À luz do direito, para Maria Paula Dallari Bucci e Souza, “as políticas públicas podem servir como uma espécie de ponte, uma vez que deslocam os direitos sociais de seu espaço abstrato para lhes garantir materialidade, ainda que de forma relativa, a partir da sua implementação”. A ação governamental, portanto, deve explicitar os processos, procedimentos e recursos necessários para a consecução do objetivo que pretende atingir.
Ainda trazendo dados do relatório do IPCC, é necessário a promoção da justiça climática para não termos um crescimento abrupto de litigância climática. A medida que a ciência avança na compreensão dos impactos das mudanças do clima e da atribuição, o papel da justiça processual (litígio) na prevenção e no tratamento de perdas e danos para governos e empresas tendem a aumentar.

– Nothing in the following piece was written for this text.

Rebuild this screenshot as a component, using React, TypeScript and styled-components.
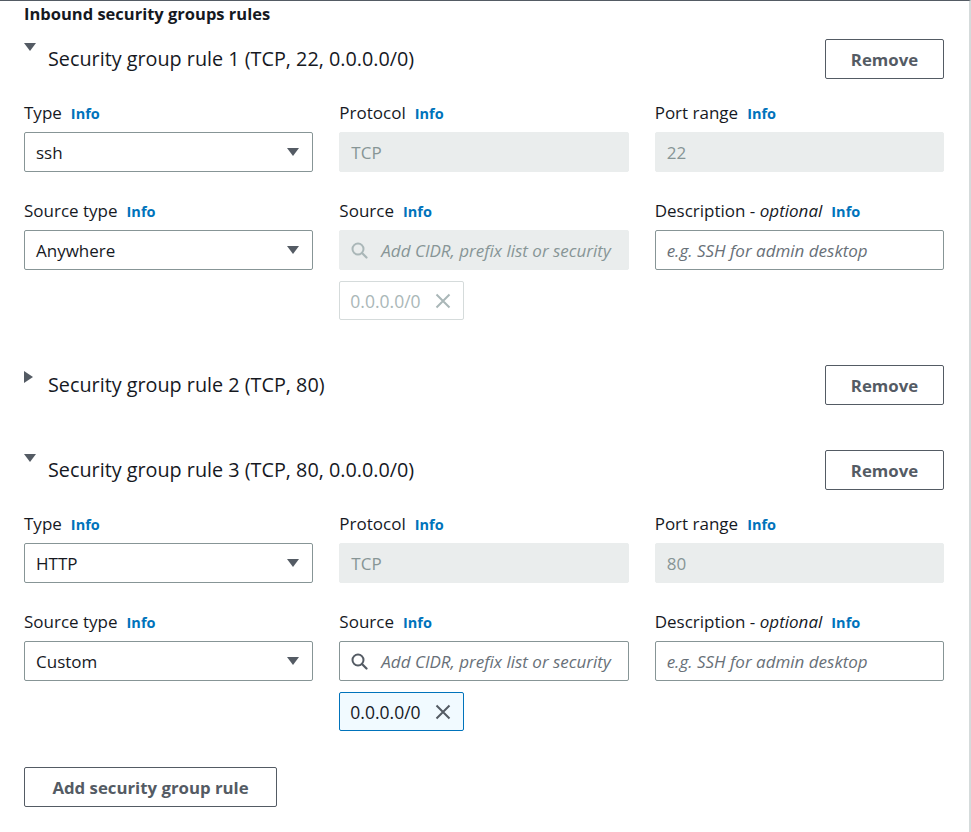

Não poderia encerrar esta coluna, que confesso estar mais acadêmica do que eu gostaria, sem mencionar a contribuição da inspiradora Mary Robison ao tema. A justiça climática vincula desenvolvimento e direitos humanos para alcançar uma abordagem centrada no ser humano e tratar das alterações de clima, protegendo com salvaguardas os direitos das pessoas mais vulneráveis e partilhando os encargos e benefícios das mudanças climáticas e seus impactos de forma equitativa e justa.
A adaptação à crise climática só acontecerá com vontade política para reduzir as vulnerabilidades e as desigualdades. A implementação de políticas públicas eficazes será um fator determinante para o desenvolvimento dos Estados e do país.
Encerro com um convite para uma breve reflexão sobre o seu território. Pode ser seu bairro ou município. Em situação de crise climática intensa, onde você se encontra nesta régua de vulnerabilidade? Você está a salvo ou em risco? E o que pode ser feito pelo seu gestor público, pela sua empresa ou por você mesmo?